Houston calls itself “the city with no limits” to convey the promise of boundless opportunity. But it also is the largest U.S. city to have no zoning laws, part of a hands-off approach to urban planning that may have contributed to catastrophic flooding from Hurricane Harvey and left thousands of residents in harm’s way. — The Washington Post
Hurricane Harvey is drawing renewed scrutiny to Houston's 'Wild West' approach to planning and its unusual system for managing floodwater that, according to environmentalists, greatly diminishes land's natural ability to absorb water.
While local officials have defended the city's take on development claiming that the record-shattering rainfall on Houston and its surrounding area this week would have wreaked havoc even if stricter building limits were implemented, it's hard to argue that the damage could have been significantly reduced with more stringent building codes.

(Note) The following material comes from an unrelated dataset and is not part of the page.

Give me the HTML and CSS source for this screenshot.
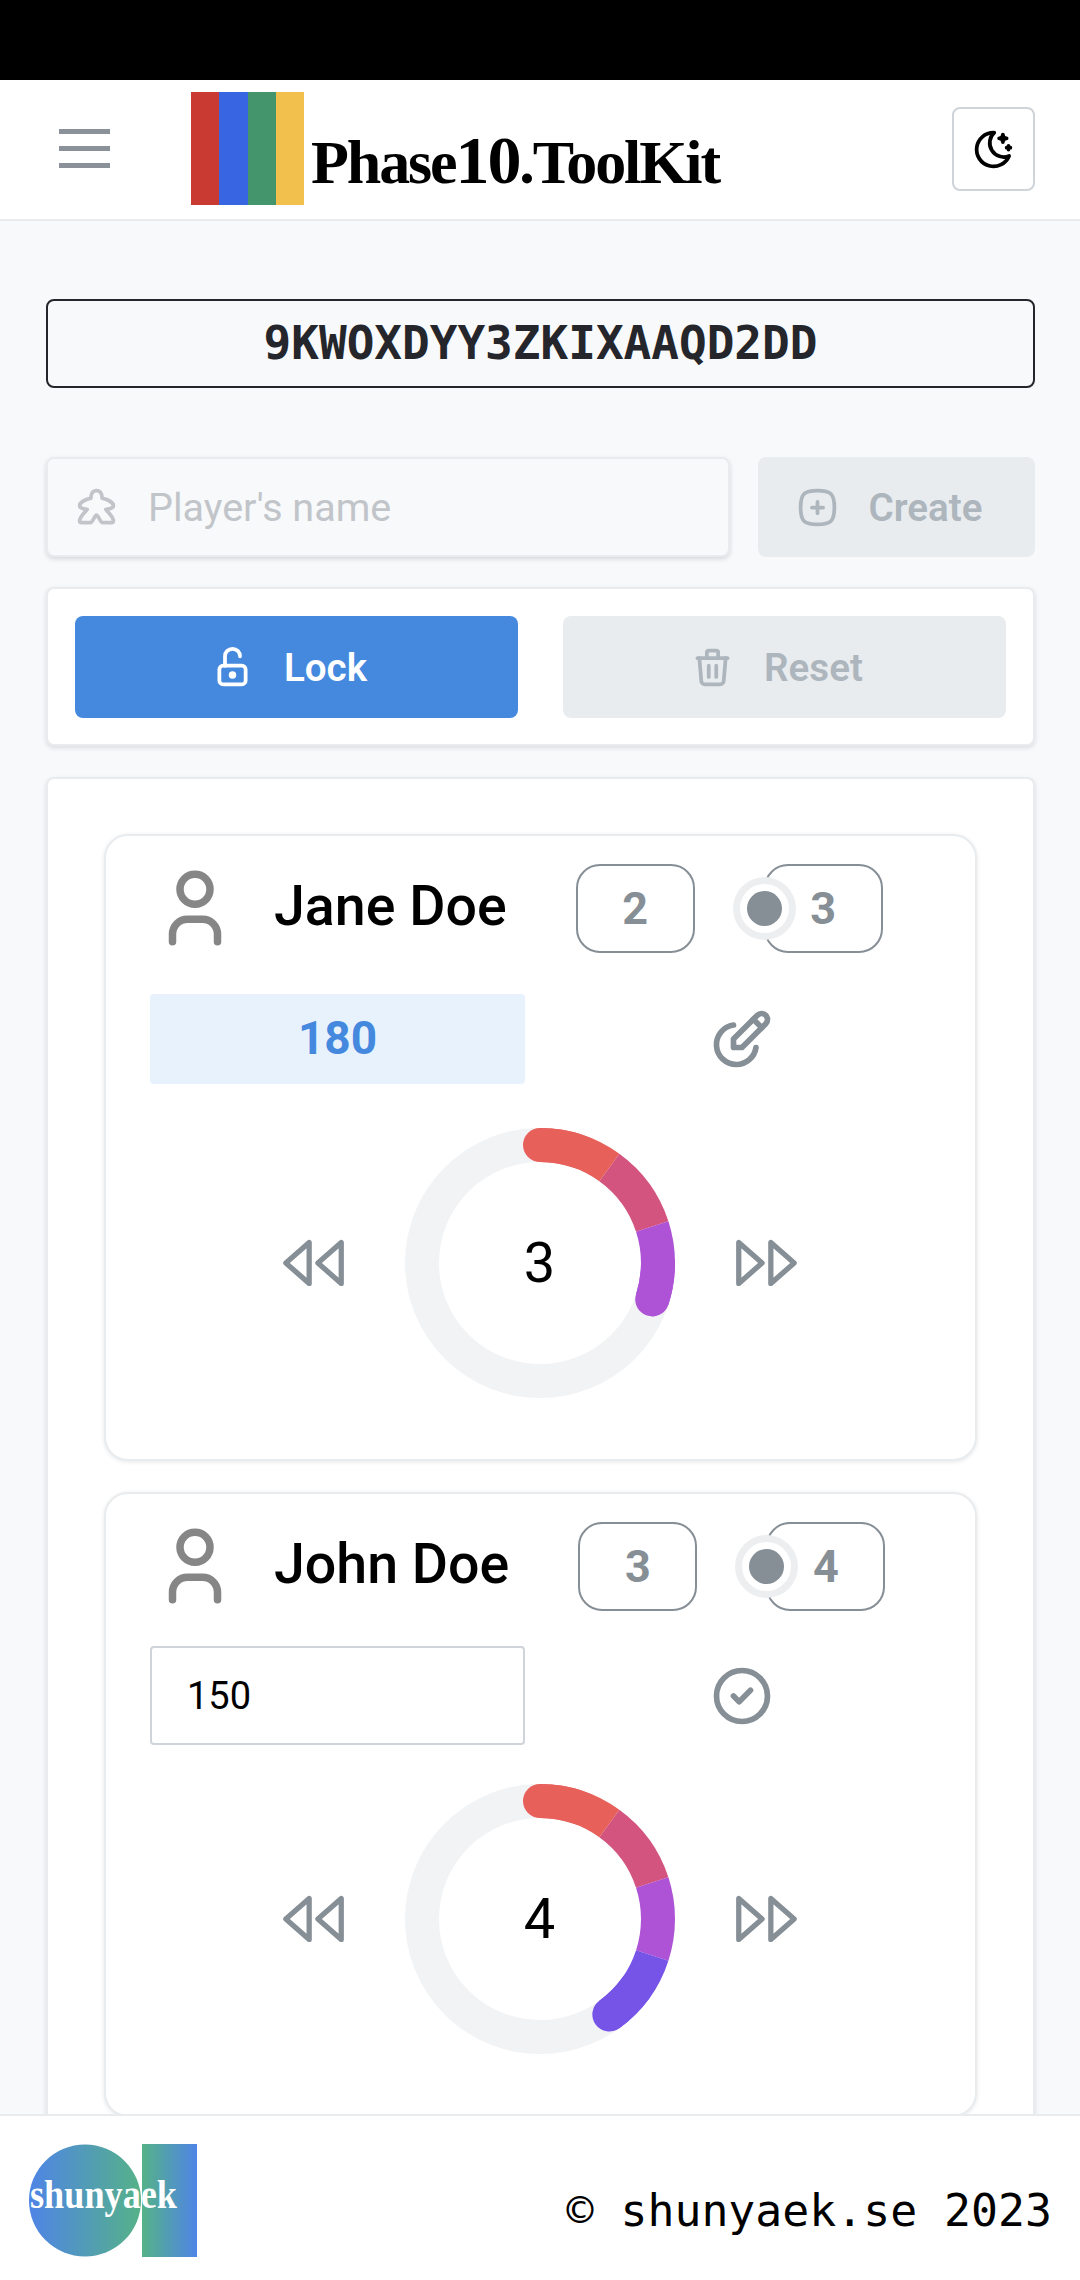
FILE: index.html
```html
<!DOCTYPE html>
<html lang="en">
<head>
    <meta charset="UTF-8">
    <meta name="viewport" content="width=device-width, initial-scale=1.0">
    <title>Phase10.ToolKit</title>
    <link rel="stylesheet" href="styles.css">
</head>
<body>
    <div class="statusbar"></div>

    <header class="header">
        <div class="burger"><span></span><span></span><span></span></div>
        <div class="logo">
            <div class="logo-bars"><i class="bar-red"></i><i class="bar-blue"></i><i class="bar-green"></i><i class="bar-yellow"></i></div>
            <div class="logo-text">Phase<b>10</b>.ToolKit</div>
        </div>
        <button class="theme-btn">
            <svg class="icon" width="45" height="45" viewBox="0 0 24 24"><path d="M12 3c.132 0 .263 0 .393 0a7.5 7.5 0 0 0 7.92 12.446a9 9 0 1 1 -8.313 -12.454z"/><path d="M17 4a2 2 0 0 0 2 2a2 2 0 0 0 -2 2a2 2 0 0 0 -2 -2a2 2 0 0 0 2 -2"/><path d="M19 11h2m-1 -1v2"/></svg>
        </button>
    </header>

    <main class="content">
        <div class="room-code">9KWOXDYY3ZKIXAAQD2DD</div>

        <div class="create-row">
            <label class="name-field">
                <svg class="icon" width="45" height="45" viewBox="0 0 24 24"><path d="M9 20h-5a1 1 0 0 1 -1 -1c0 -2 3.378 -4.907 4 -6c-1 0 -4 -.5 -4 -2c0 -2 4 -3.5 6 -4c0 -1.5 .5 -4 3 -4s3 2.5 3 4c2 .5 6 2 6 4c0 1.5 -3 2 -4 2c.622 1.093 4 4 4 6a1 1 0 0 1 -1 1h-5c-1 0 -2 -4 -3 -4s-2 4 -3 4z"/></svg>
                <input type="text" placeholder="Player's name">
            </label>
            <button class="btn btn-disabled btn-create">
                <svg class="icon" width="45" height="45" viewBox="0 0 24 24"><path d="M12 3c7.2 0 9 1.8 9 9s-1.8 9 -9 9s-9 -1.8 -9 -9s1.8 -9 9 -9z"/><path d="M15 12h-6"/><path d="M12 9v6"/></svg>
                Create
            </button>
        </div>

        <div class="panel actions">
            <button class="btn btn-primary">
                <svg class="icon" width="45" height="45" viewBox="0 0 24 24"><path d="M5 13a2 2 0 0 1 2 -2h10a2 2 0 0 1 2 2v6a2 2 0 0 1 -2 2h-10a2 2 0 0 1 -2 -2z"/><path d="M11 16a1 1 0 1 0 2 0a1 1 0 1 0 -2 0"/><path d="M8 11v-5a4 4 0 0 1 8 0"/></svg>
                Lock
            </button>
            <button class="btn btn-disabled">
                <svg class="icon" width="45" height="45" viewBox="0 0 24 24"><path d="M4 7h16"/><path d="M10 11v6"/><path d="M14 11v6"/><path d="M5 7l1 12a2 2 0 0 0 2 2h8a2 2 0 0 0 2 -2l1 -12"/><path d="M9 7v-3a1 1 0 0 1 1 -1h4a1 1 0 0 1 1 1v3"/></svg>
                Reset
            </button>
        </div>

        <section class="panel players">
            <article class="player">
                <div class="player-head">
                    <svg class="icon person" width="90" height="90" viewBox="0 0 24 24"><circle cx="12" cy="7" r="4"/><path d="M6 21v-2a4 4 0 0 1 4 -4h4a4 4 0 0 1 4 4v2"/></svg>
                    <div class="player-name">Jane Doe</div>
                    <div class="badge">2</div>
                    <div class="badge badge-active">3<span class="dot"></span></div>
                </div>
                <div class="score-row score-row-tall">
                    <div class="score">180</div>
                    <div class="score-action">
                        <svg class="icon" width="68" height="68" viewBox="0 0 24 24"><path d="M12 15l8.385 -8.415a2.1 2.1 0 0 0 -2.97 -2.97l-8.415 8.385v3h3z"/><path d="M16 5l3 3"/><path d="M9 7.07a7 7 0 0 0 1 13.93a7 7 0 0 0 6.929 -6"/></svg>
                    </div>
                </div>
                <div class="phase-row">
                    <svg class="icon arrow" width="70" height="70" viewBox="0 0 24 24"><path d="M21 5v14l-8 -7z"/><path d="M10 5v14l-8 -7z"/></svg>
                    <div class="ring">
                        <svg width="270" height="270" viewBox="0 0 270 270">
                            <g transform="rotate(-90 135 135)" fill="none" stroke-width="34">
                                <circle class="ring-track" cx="135" cy="135" r="118"/>
                                <circle class="seg-red cap" cx="135" cy="135" r="118" pathLength="360" stroke-dasharray="20 340"/>
                                <circle class="seg-pink" cx="135" cy="135" r="118" pathLength="360" stroke-dasharray="36 324" stroke-dashoffset="-36"/>
                                <circle class="seg-red" cx="135" cy="135" r="118" pathLength="360" stroke-dasharray="36 324"/>
                                <circle class="seg-grape" cx="135" cy="135" r="118" pathLength="360" stroke-dasharray="36 324" stroke-dashoffset="-72"/>
                                <circle class="seg-grape cap" cx="135" cy="135" r="118" pathLength="360" stroke-dasharray="18 342" stroke-dashoffset="-90"/>
                            </g>
                        </svg>
                        <span class="ring-label">3</span>
                    </div>
                    <svg class="icon arrow" width="70" height="70" viewBox="0 0 24 24"><path d="M3 5v14l8 -7z"/><path d="M14 5v14l8 -7z"/></svg>
                </div>
            </article>

            <article class="player">
                <div class="player-head">
                    <svg class="icon person" width="90" height="90" viewBox="0 0 24 24"><circle cx="12" cy="7" r="4"/><path d="M6 21v-2a4 4 0 0 1 4 -4h4a4 4 0 0 1 4 4v2"/></svg>
                    <div class="player-name">John Doe</div>
                    <div class="badge">3</div>
                    <div class="badge badge-active">4<span class="dot"></span></div>
                </div>
                <div class="score-row">
                    <input class="score-input" type="text" value="150">
                    <div class="score-action">
                        <svg class="icon" width="68" height="68" viewBox="0 0 24 24"><circle cx="12" cy="12" r="9"/><path d="M9 12l2 2l4 -4"/></svg>
                    </div>
                </div>
                <div class="phase-row">
                    <svg class="icon arrow" width="70" height="70" viewBox="0 0 24 24"><path d="M21 5v14l-8 -7z"/><path d="M10 5v14l-8 -7z"/></svg>
                    <div class="ring">
                        <svg width="270" height="270" viewBox="0 0 270 270">
                            <g transform="rotate(-90 135 135)" fill="none" stroke-width="34">
                                <circle class="ring-track" cx="135" cy="135" r="118"/>
                                <circle class="seg-red cap" cx="135" cy="135" r="118" pathLength="360" stroke-dasharray="20 340"/>
                                <circle class="seg-pink" cx="135" cy="135" r="118" pathLength="360" stroke-dasharray="36 324" stroke-dashoffset="-36"/>
                                <circle class="seg-red" cx="135" cy="135" r="118" pathLength="360" stroke-dasharray="36 324"/>
                                <circle class="seg-grape" cx="135" cy="135" r="118" pathLength="360" stroke-dasharray="36 324" stroke-dashoffset="-72"/>
                                <circle class="seg-violet" cx="135" cy="135" r="118" pathLength="360" stroke-dasharray="36 324" stroke-dashoffset="-108"/>
                                <circle class="seg-violet cap" cx="135" cy="135" r="118" pathLength="360" stroke-dasharray="18 342" stroke-dashoffset="-126"/>
                            </g>
                        </svg>
                        <span class="ring-label">4</span>
                    </div>
                    <svg class="icon arrow" width="70" height="70" viewBox="0 0 24 24"><path d="M3 5v14l8 -7z"/><path d="M14 5v14l8 -7z"/></svg>
                </div>
            </article>
        </section>
    </main>

    <footer class="footer">
        <svg class="footer-logo" width="168" height="113" viewBox="0 0 168 113">
            <defs>
                <linearGradient id="roundFill"><stop offset="0" stop-color="#4f84e6"/><stop offset="1" stop-color="#55b288"/></linearGradient>
                <linearGradient id="rectFill"><stop offset="0" stop-color="#55b288"/><stop offset="1" stop-color="#4f84e6"/></linearGradient>
            </defs>
            <circle cx="56" cy="56.5" r="56" fill="url(#roundFill)"/>
            <rect x="113" y="0" width="55" height="113" fill="url(#rectFill)"/>
            <text class="footer-logo-text" x="1" y="64" textLength="147" lengthAdjust="spacingAndGlyphs">shunyaek</text>
        </svg>
        <div class="copyright">© shunyaek.se 2023</div>
    </footer>
</body>
</html>
```

FILE: styles.css
```css
* {
    box-sizing: border-box;
}
body {
    margin: 0;
    width: 1080px;
    height: 2280px;
    overflow: hidden;
    position: relative;
    background: #f8f9fa;
    font-family: Roboto, sans-serif;
    color: #000;
}
.icon {
    flex: none;
    fill: none;
    stroke: currentColor;
    stroke-width: 2;
    stroke-linecap: round;
    stroke-linejoin: round;
}
.statusbar {
    height: 80px;
    background: #000;
}
.header {
    height: 141px;
    display: flex;
    align-items: center;
    padding: 0 45px 0 59px;
    background: #fff;
    border-bottom: 2px solid #e9ecef;
}
.burger {
    width: 51px;
    display: flex;
    flex-direction: column;
    gap: 12.5px;
    margin-top: -2px;
}
.burger span {
    height: 4.5px;
    background: #8a9199;
}
.logo {
    display: flex;
    margin-left: 81px;
    margin-top: -3px;
}
.logo-bars {
    display: flex;
    height: 113px;
}
.logo-bars i {
    width: 28.25px;
}
.bar-red { background: #c93a33; }
.bar-blue { background: #3866e2; }
.bar-green { background: #45956c; }
.bar-yellow { background: #f2c04c; }
.logo-text {
    margin-left: 7px;
    margin-top: 33px;
    font-family: "Liberation Serif", serif;
    font-size: 62px;
    line-height: 70px;
    font-weight: 700;
    letter-spacing: -2.1px;
}
.logo-text b {
    font-size: 68px;
    font-weight: 700;
}
.theme-btn {
    margin-left: auto;
    width: 83px;
    height: 84px;
    display: flex;
    align-items: center;
    justify-content: center;
    padding: 0;
    background: #fff;
    color: #000;
    border: 2px solid #ced4da;
    border-radius: 8px;
    margin-top: -1px;
}
.content {
    padding: 78px 45px 0 46px;
}
.room-code {
    height: 89px;
    border: 2px solid #25262b;
    border-radius: 8px;
    font-family: "DejaVu Sans Mono", monospace;
    font-size: 46px;
    font-weight: 700;
    line-height: 85px;
    text-align: center;
    color: #25262b;
}
.create-row {
    display: flex;
    gap: 28px;
    margin-top: 69px;
    height: 100px;
}
.name-field {
    flex: 1;
    display: flex;
    align-items: center;
    gap: 29px;
    padding-left: 26px;
    background: #f8f9fa;
    border: 2px solid #e9ecef;
    border-radius: 8px;
    box-shadow: 0 2px 5px rgba(0, 0, 0, 0.14);
    color: #c1c5ca;
}
.name-field input {
    flex: 1;
    min-width: 0;
    border: 0;
    padding: 0;
    background: transparent;
    font-family: Roboto, sans-serif;
    font-size: 39.5px;
}
.name-field input::placeholder {
    color: #c1c5ca;
    opacity: 1;
}
.btn {
    display: flex;
    align-items: center;
    justify-content: center;
    gap: 29px;
    border: 0;
    border-radius: 8px;
    padding: 0 16px 0 0;
    font-family: Roboto, sans-serif;
    font-size: 38.6px;
    font-weight: 600;
}
.btn-primary {
    background: #4589df;
    color: #fff;
}
.btn-disabled {
    background: #e9ecef;
    color: #adb5bd;
}
.btn-create {
    width: 277px;
}
.panel {
    background: #fff;
    border: 2px solid #e9ecef;
    border-radius: 8px;
    box-shadow: 0 2px 5px rgba(0, 0, 0, 0.12);
}
.actions {
    display: grid;
    grid-template-columns: 1fr 1fr;
    gap: 45px;
    height: 159px;
    margin-top: 30px;
    padding: 27px 27px 0;
}
.actions .btn {
    height: 102px;
}
.players {
    margin-top: 31px;
    padding: 55px 56px 0;
    display: flex;
    flex-direction: column;
    gap: 31px;
    height: 1600px;
}
.player {
    background: #fff;
    border: 2px solid #e9ecef;
    border-radius: 24px;
    padding: 28px 44px 61px;
    box-shadow: 0 1px 4px rgba(0, 0, 0, 0.1);
}
.player-head {
    display: flex;
    align-items: center;
    height: 88px;
}
.person {
    color: #868686;
}
.player-name {
    margin-left: 34px;
    margin-right: 69px;
    margin-top: -3px;
    font-size: 55.5px;
    font-weight: 500;
    white-space: nowrap;
}
.badge {
    position: relative;
    flex: none;
    width: 119px;
    height: 89px;
    border: 2px solid #868e96;
    border-radius: 24px;
    font-size: 45px;
    font-weight: 700;
    line-height: 85px;
    text-align: center;
    color: #868e96;
}
.badge-active {
    margin-left: 69px;
}
.dot {
    position: absolute;
    left: -19px;
    top: 25px;
    width: 35px;
    height: 35px;
    border-radius: 50%;
    background: #868e96;
    box-shadow: 0 0 0 7px #fff, 0 0 0 14px #eceef0;
}
.score-row {
    display: grid;
    grid-template-columns: 375px 375px;
    column-gap: 30px;
    align-items: center;
    height: 99px;
    margin-top: 36px;
}
.score-row-tall {
    height: 101px;
}
.score {
    height: 90px;
    background: #e8f2fd;
    border-radius: 4px;
    font-size: 46px;
    font-weight: 700;
    line-height: 88px;
    text-align: center;
    color: #4589df;
}
.score-input {
    width: 375px;
    height: 99px;
    padding: 0 35px;
    background: #fff;
    border: 2px solid #ced4da;
    border-radius: 4px;
    font-family: Roboto, sans-serif;
    font-size: 38px;
    color: #000;
}
.score-action {
    display: flex;
    justify-content: center;
    padding-right: 2px;
    color: #868e96;
}
.phase-row {
    display: flex;
    align-items: center;
    justify-content: center;
    gap: 55px;
    margin: 39px 2px 0 0;
}
.arrow {
    stroke-width: 1.8;
    color: #868e96;
}
.ring {
    position: relative;
    width: 270px;
    height: 270px;
}
.ring svg {
    display: block;
}
.ring-track { stroke: #f1f3f5; }
.seg-red { stroke: #e8605a; }
.seg-pink { stroke: #d45480; }
.seg-grape { stroke: #ae52d6; }
.seg-violet { stroke: #7654e8; }
.cap { stroke-linecap: round; }
.ring-label {
    position: absolute;
    inset: 0;
    display: flex;
    align-items: center;
    justify-content: center;
    font-size: 56px;
    font-weight: 400;
}
.footer {
    position: absolute;
    left: 0;
    right: 0;
    bottom: 0;
    height: 166px;
    display: flex;
    align-items: center;
    justify-content: space-between;
    padding: 5px 28px 0 29px;
    background: #fff;
    border-top: 2px solid #e9ecef;
}
.footer-logo-text {
    font-family: "Liberation Serif", serif;
    font-size: 40px;
    font-weight: 700;
    fill: #fff;
}
.copyright {
    margin-top: 20px;
    font-family: "DejaVu Sans Mono", monospace;
    font-size: 44.8px;
    white-space: nowrap;
}
```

According to the Washington Post, in the past, proposals for large-scale flood-control projects envisioned in the wake of Hurricane Ike in 2008 stalled. City residents have voted three times not to enact a zoning code, most recently in 1993.
Instead of imposing restrictions on what property owners can do with their land, Houston has attempted to engineer a solution to drainage—a network of reservoirs, bayous and, as a last resort, roads that hold and drain water, which is not designed to handle the massive and increasingly common storms.